The Columbia River was the primary transportation corridor that supported Fort Vancouver's trading and agricultural industries. Travel still occurred mainly by water during this period, and people and goods arrived and departed Fort Vancouver via boat. The waterfront was thus an active place, and an important nexus between the fort site and the river.
Circulation
Development of roads, paths, and water routes was largely driven by the fort's function as a fur-trading and agricultural post. Principal access to and from the site during this period was from the Columbia River. The Columbia River was the focal point of activity, and the primary transportation route for far-ranging trade and supply ships, as well as local travel. Hudson's Bay Company ships, London-based supply ships, and civilian and military trading ships traveled upriver from the Pacific Ocean. Verious river craft transported passengers and goods down river from The Dalles, while barges and boats brought passengers and goods from the Willamette River to the Columbia to the Company's wharf.
An 1825 map shows that the first road was constructed on a north-south axis from the Columbia River to the first fort site. This road allowed goods unloaded from ships at the waterfront to be transported up the bluff to the stockade's storehouses. Carting goods the nearly one-mile distance with wagons was an arduous process. The exact anchorage and staging area for the first fort is unknown, although a wharf was constructed southeast of the 1828-29 fort site within this time period.

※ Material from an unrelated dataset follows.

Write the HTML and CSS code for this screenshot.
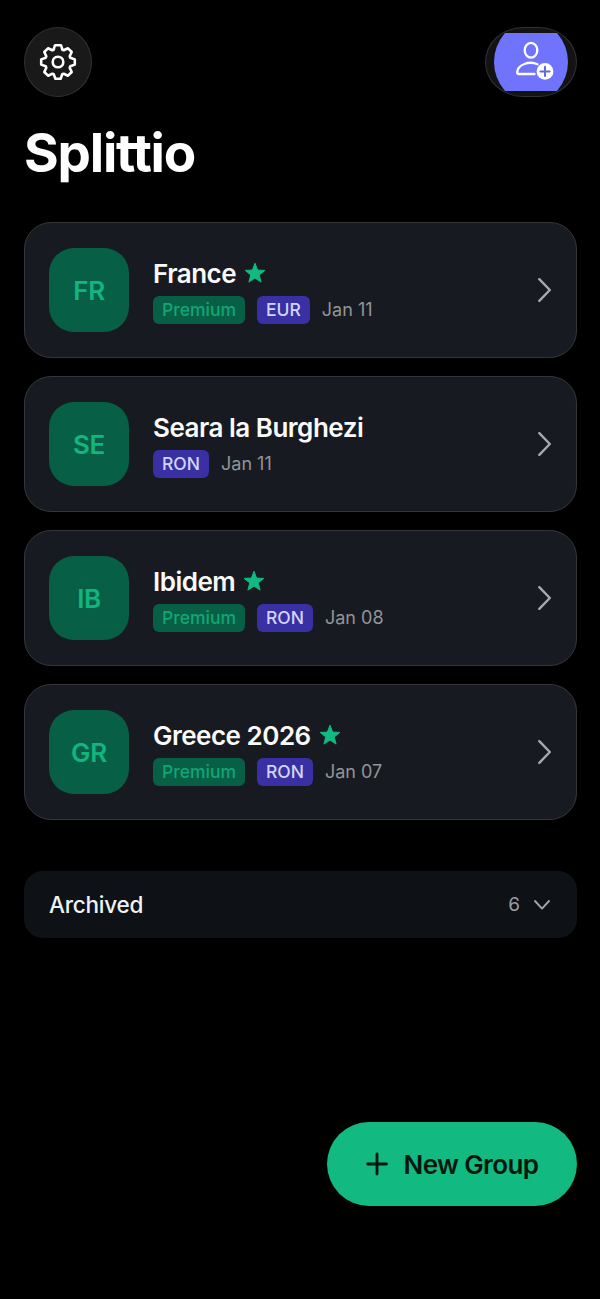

Early maps illustrate conflicting information with respect to the road system development. An 1846 map by Richard Covington is fairly consistent with an 1844 map by Henry Peers, which shows the east-west Upper Mill Plain Road and the Lower Mill Plain Road, and a southeasterly road connecting the two mill plain roads. But these two maps differ from the 1845–46 Vavasour map in depicting the location of the southeasterly road in relation to the lower lakes. None of the 1840s maps indicate the connection between the Lower Mill Plain Road and the river.